The present state of relations between Ukraine and Germany can only be described as chilly. This is indicated by the long absence of contacts between the capitals of these countries on the highest level, and also by resignation of heads of Ukrainian diplomatic institutions in Berlin. And if in April 2008, the then ambassador Ihor Dolhov was fired because Federal Chancellor Angela Merkel blocked the Membership Action Plan for Ukraine at the NATO Bucharest Summit, this spring, Natalia Zarudna was removed from the post for her failure to explain to Berlin officials that the Tymoshenko case is not an example of selective justice. At the end of June, Deputy Foreign Minister of Ukraine Pavlo Klimkin was appointed as the new Ambassador of Ukraine to Germany. He agreed to be interviewed by The Day quite fast, and invited our journalist for a breakfast in his residence in Berlin. By the way, this is one of ten residences of Ukrainian ambassadors abroad that are owned by the state. The Ambassador treated the author to omelet, sandwiches, and coffee with pastries, was very happy to receive a few copies of The Day, and started the interview by refuting the rumor that he supposedly did not want to go to Germany as an ambassador.
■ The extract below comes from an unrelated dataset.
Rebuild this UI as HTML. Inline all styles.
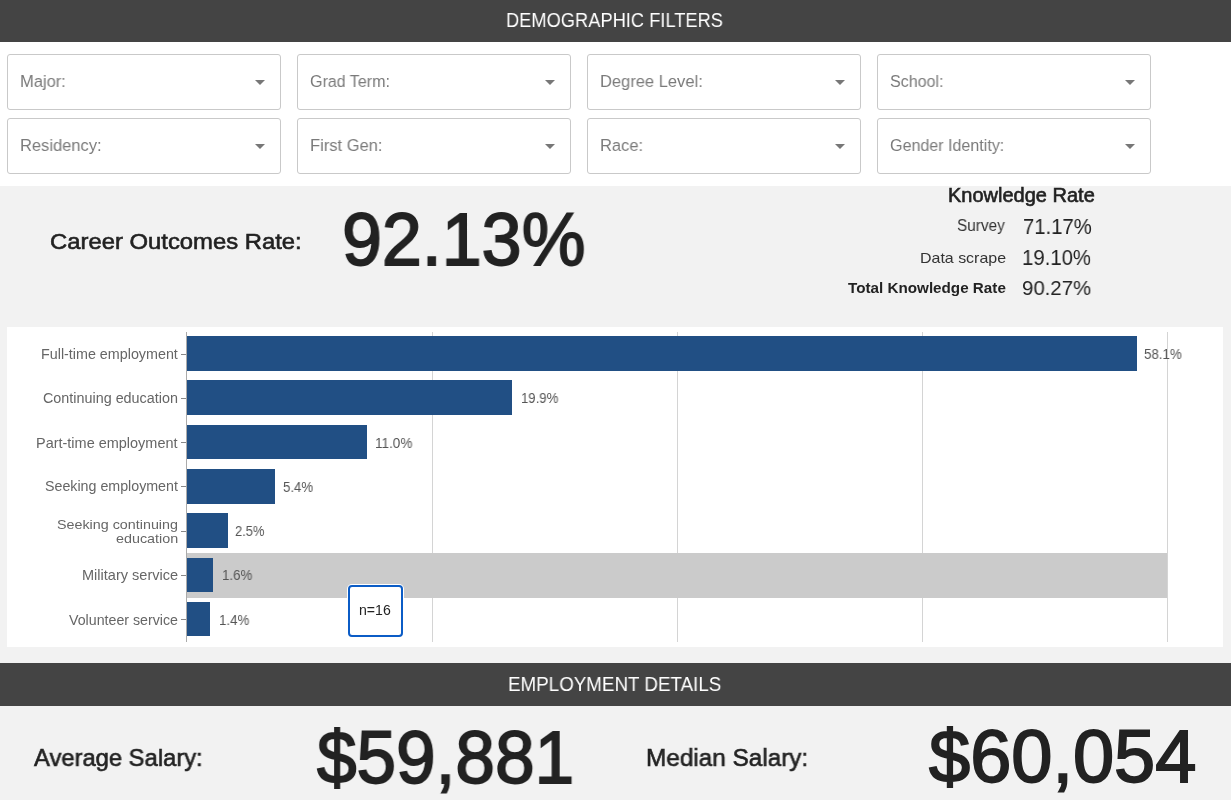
<!DOCTYPE html>
<html><head><meta charset="utf-8"><title>Career Outcomes Dashboard</title>
<style>
html,body{margin:0;padding:0}
body{width:1231px;height:800px;position:relative;overflow:hidden;background:#f2f2f2;font-family:"Liberation Sans",sans-serif}
.a{position:absolute}
.t{position:absolute;white-space:nowrap;line-height:1;transform-origin:0 0;font-family:"Liberation Sans",sans-serif;will-change:transform}
.hdr{position:absolute;left:0;width:1231px;background:#444444}
.fb{position:absolute;width:274px;height:56px;box-sizing:border-box;border:1px solid #c9c9c9;border-radius:3px;background:#fff}
.tri{position:absolute;width:0;height:0;border-left:5px solid transparent;border-right:5px solid transparent;border-top:5px solid #777}
.grid{position:absolute;top:332px;height:310px;width:1px;background:#d4d4d4}
.tick{position:absolute;left:181px;width:5px;height:1px;background:#888}
.bar{position:absolute;left:187px;height:34.5px;background:#214f84}
</style></head>
<body>
<div class="hdr" style="top:0;height:42px"></div>
<div class="a" style="left:0;top:42px;width:1231px;height:144px;background:#fff"></div>
<div class="fb" style="left:7px;top:54px"></div>
<div class="fb" style="left:297px;top:54px"></div>
<div class="fb" style="left:587px;top:54px"></div>
<div class="fb" style="left:877px;top:54px"></div>
<div class="fb" style="left:7px;top:118px"></div>
<div class="fb" style="left:297px;top:118px"></div>
<div class="fb" style="left:587px;top:118px"></div>
<div class="fb" style="left:877px;top:118px"></div>
<div class="tri" style="left:255px;top:80px"></div>
<div class="tri" style="left:545px;top:80px"></div>
<div class="tri" style="left:835px;top:80px"></div>
<div class="tri" style="left:1125px;top:80px"></div>
<div class="tri" style="left:255px;top:144px"></div>
<div class="tri" style="left:545px;top:144px"></div>
<div class="tri" style="left:835px;top:144px"></div>
<div class="tri" style="left:1125px;top:144px"></div>

<div class="a" style="left:7px;top:327px;width:1216px;height:320px;background:#fff"></div>
<div class="grid" style="left:432px"></div>
<div class="grid" style="left:677px"></div>
<div class="grid" style="left:922px"></div>
<div class="grid" style="left:1167px"></div>
<div class="a" style="left:187px;top:553.25px;width:980px;height:44.25px;background:#cbcbcb"></div>
<div class="a" style="left:186px;top:332px;width:1px;height:310px;background:#ababab"></div>
<div class="tick" style="top:354px"></div>
<div class="tick" style="top:398px"></div>
<div class="tick" style="top:442px"></div>
<div class="tick" style="top:486px"></div>
<div class="tick" style="top:531px"></div>
<div class="tick" style="top:575px"></div>
<div class="tick" style="top:619px"></div>
<div class="bar" style="top:336.20px;width:949.94px"></div>
<div class="bar" style="top:380.47px;width:325.37px"></div>
<div class="bar" style="top:424.74px;width:179.85px"></div>
<div class="bar" style="top:469.01px;width:88.29px"></div>
<div class="bar" style="top:513.28px;width:40.88px"></div>
<div class="bar" style="top:557.55px;width:26.16px"></div>
<div class="bar" style="top:601.82px;width:22.89px"></div>
<div class="a" style="left:348px;top:585px;width:55px;height:52px;box-sizing:border-box;border:2px solid #0b5cc6;border-radius:4px;background:#fff;box-shadow:0 0 0 1px #fff"></div>

<div class="hdr" style="top:663px;height:43px"></div>
<div class="t" style="left:506.00px;top:10.32px;font-size:20.945px;font-weight:400;color:#ffffff;transform:scaleX(0.8728);">DEMOGRAPHIC FILTERS</div>
<div class="t" style="left:508.00px;top:673.76px;font-size:20.364px;font-weight:400;color:#ffffff;transform:scaleX(0.9229);">EMPLOYMENT DETAILS</div>
<div class="t" style="left:20.40px;top:74.39px;font-size:16.727px;font-weight:400;color:#7a7a7a;transform:scaleX(0.9857);">Major:</div>
<div class="t" style="left:310.40px;top:73.29px;font-size:16.254px;font-weight:400;color:#7a7a7a;transform:scaleX(0.9870);">Grad Term:</div>
<div class="t" style="left:600.40px;top:74.39px;font-size:16.727px;font-weight:400;color:#7a7a7a;transform:scaleX(0.9870);">Degree Level:</div>
<div class="t" style="left:890.40px;top:73.29px;font-size:16.254px;font-weight:400;color:#7a7a7a;transform:scaleX(0.9870);">School:</div>
<div class="t" style="left:20.40px;top:138.39px;font-size:16.727px;font-weight:400;color:#7a7a7a;transform:scaleX(0.9870);">Residency:</div>
<div class="t" style="left:310.40px;top:138.39px;font-size:16.727px;font-weight:400;color:#7a7a7a;transform:scaleX(0.9870);">First Gen:</div>
<div class="t" style="left:600.40px;top:138.39px;font-size:16.727px;font-weight:400;color:#7a7a7a;transform:scaleX(0.9870);">Race:</div>
<div class="t" style="left:890.40px;top:137.29px;font-size:16.254px;font-weight:400;color:#7a7a7a;transform:scaleX(0.9882);">Gender Identity:</div>
<div class="t" style="left:50.20px;top:230.11px;font-size:22.898px;font-weight:400;color:#222222;transform:scaleX(1.0421);-webkit-text-stroke:0.6px #222222;">Career Outcomes Rate:</div>
<div class="t" style="left:342.20px;top:201.56px;font-size:74.695px;font-weight:400;color:#222222;transform:scaleX(0.9610);-webkit-text-stroke:1.8px #222222;">92.13%</div>
<div class="t" style="left:948.35px;top:185.53px;font-size:19.927px;font-weight:400;color:#222222;transform:scaleX(1.0049);-webkit-text-stroke:0.6px #222222;">Knowledge Rate</div>
<div class="t" style="left:957.45px;top:218.45px;font-size:16.537px;font-weight:400;color:#333333;transform:scaleX(0.9284);">Survey</div>
<div class="t" style="left:1023.10px;top:215.68px;font-size:22.109px;font-weight:400;color:#222222;transform:scaleX(0.9178);">71.17%</div>
<div class="t" style="left:919.67px;top:249.82px;font-size:15.564px;font-weight:400;color:#333333;transform:scaleX(1.0262);">Data scrape</div>
<div class="t" style="left:1022.35px;top:247.72px;font-size:21.527px;font-weight:400;color:#222222;transform:scaleX(0.9451);">19.10%</div>
<div class="t" style="left:848.20px;top:279.59px;font-size:15.127px;font-weight:700;color:#222222;transform:scaleX(1.0073);">Total Knowledge Rate</div>
<div class="t" style="left:1022.35px;top:277.74px;font-size:20.919px;font-weight:400;color:#222222;transform:scaleX(0.9756);">90.27%</div>
<div class="t" style="left:34.45px;top:745.56px;font-size:24.145px;font-weight:400;color:#222222;transform:scaleX(0.9850);-webkit-text-stroke:0.6px #222222;">Average Salary:</div>
<div class="t" style="left:317.25px;top:719.56px;font-size:74.695px;font-weight:400;color:#222222;transform:scaleX(0.9523);-webkit-text-stroke:1.8px #222222;">$59,881</div>
<div class="t" style="left:646.15px;top:746.24px;font-size:24.582px;font-weight:400;color:#222222;transform:scaleX(0.9894);-webkit-text-stroke:0.6px #222222;">Median Salary:</div>
<div class="t" style="left:929.45px;top:720.45px;font-size:73.640px;font-weight:400;color:#222222;transform:scaleX(1.0045);-webkit-text-stroke:1.8px #222222;">$60,054</div>
<div class="t" style="left:359.00px;top:604.48px;font-size:13.964px;font-weight:400;color:#222222;transform:scaleX(1.0105);">n=16</div>
<div class="t" style="left:41.15px;top:346.92px;font-size:14.109px;font-weight:400;color:#666666;transform:scaleX(1.0157);">Full-time employment</div>
<div class="t" style="left:43.45px;top:392.13px;font-size:13.710px;font-weight:400;color:#666666;transform:scaleX(1.0476);">Continuing education</div>
<div class="t" style="left:36.40px;top:435.67px;font-size:14.109px;font-weight:400;color:#666666;transform:scaleX(1.0266);">Part-time employment</div>
<div class="t" style="left:45.15px;top:480.38px;font-size:13.710px;font-weight:400;color:#666666;transform:scaleX(1.0386);">Seeking employment</div>
<div class="t" style="left:82.20px;top:568.29px;font-size:14.109px;font-weight:400;color:#666666;transform:scaleX(1.0313);">Military service</div>
<div class="t" style="left:69.25px;top:612.67px;font-size:14.109px;font-weight:400;color:#666666;transform:scaleX(1.0081);">Volunteer service</div>
<div class="t" style="left:57.45px;top:517.53px;font-size:13.428px;font-weight:400;color:#666666;transform:scaleX(1.0676);">Seeking continuing</div>
<div class="t" style="left:116.25px;top:531.53px;font-size:13.197px;font-weight:400;color:#666666;transform:scaleX(1.0871);">education</div>
<div class="t" style="left:1144.30px;top:348.09px;font-size:13.907px;font-weight:400;color:#555555;transform:scaleX(0.9586);">58.1%</div>
<div class="t" style="left:521.05px;top:391.29px;font-size:14.109px;font-weight:400;color:#555555;transform:scaleX(0.9337);">19.9%</div>
<div class="t" style="left:375.25px;top:435.67px;font-size:14.109px;font-weight:400;color:#555555;transform:scaleX(0.9586);">11.0%</div>
<div class="t" style="left:283.20px;top:480.71px;font-size:13.907px;font-weight:400;color:#555555;transform:scaleX(0.9518);">5.4%</div>
<div class="t" style="left:235.40px;top:525.09px;font-size:13.907px;font-weight:400;color:#555555;transform:scaleX(0.9294);">2.5%</div>
<div class="t" style="left:221.58px;top:568.29px;font-size:14.109px;font-weight:400;color:#555555;transform:scaleX(0.9464);">1.6%</div>
<div class="t" style="left:218.59px;top:612.67px;font-size:14.109px;font-weight:400;color:#555555;transform:scaleX(0.9464);">1.4%</div>
</body></html>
“This rumor is still being spread, and I was quite surprised when I found out it reached Germany. A lot of my close German friends asked me if I wanted to be an ambassador. With all due respect to my colleagues, I think that now this post is crucially important for Ukraine. I am sure that relations between Ukraine and Germany are the relations between two large European countries. The future of the European project depends on them a lot. And there is no doubt that the dynamics of Ukraine’s integration into Europe also depends on these relations. Not a single important decision in the EU is made without Berlin’s participation. That is why there is not just one challenge in front of me, but a whole set of them. That is why Berlin is one of the most interesting areas of diplomatic service today.”

Why was your actual arrival to Berlin delayed so much?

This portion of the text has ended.